I want to finish by going back to the big picture – be perfect as your heavenly Father is perfect, which involves a forgiving spirit, love, faithfulness and truthfulness (against which there is no law). But that is very difficult for us, and living as the people of God should was too difficult for the people of Israel.
But there are two messages of hope to end with.
So God had to help them – and us. The original covenant of ‘I have rescued you, so live as my people’ was too hard because of their sinful hearts. So God promised a new covenant in Jeremiah 31:31-34 saying I will put my law in their minds and write it on their hearts; and I will forgive their wickedness and remember their sins no more; and in Ezekiel 36:26-27 I will sprinkle clean water on you and you will be clean;  And I will put my Spirit in you and move you to follow my decrees and be careful to keep my laws.
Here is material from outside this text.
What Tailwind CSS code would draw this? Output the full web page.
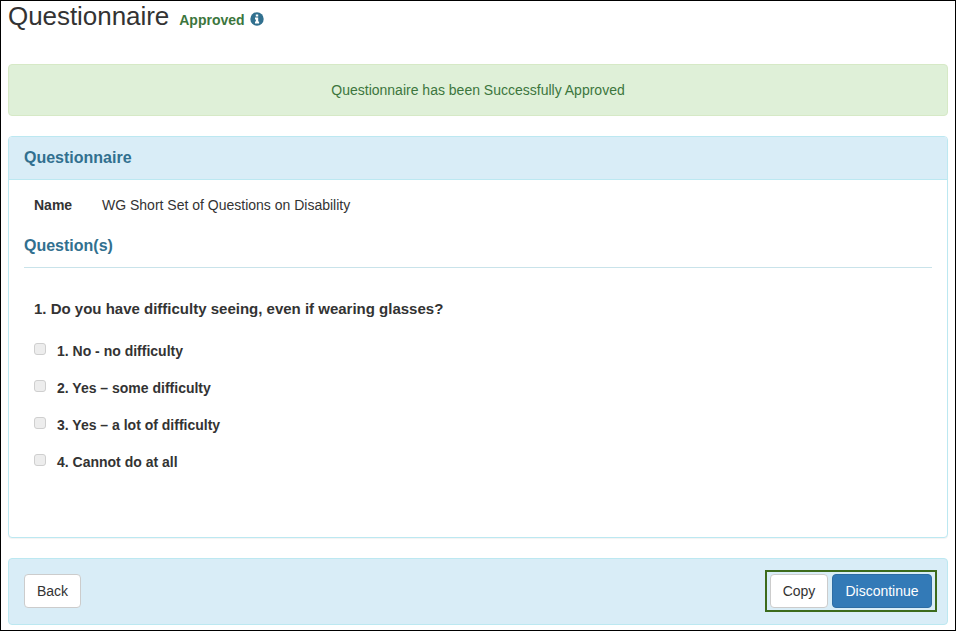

In the Gospel there is a double hope – first of all of forgiveness when we fail; and secondly of power to change. The people could not reflect the character of God on their own – and nor can we. We need the work of the Spirit to change us from within, growing the character of Jesus in us – that character of forgiveness, love, faithfulness and truthfulness. So there is hope of growing towards that perfection – may God make us more like Him.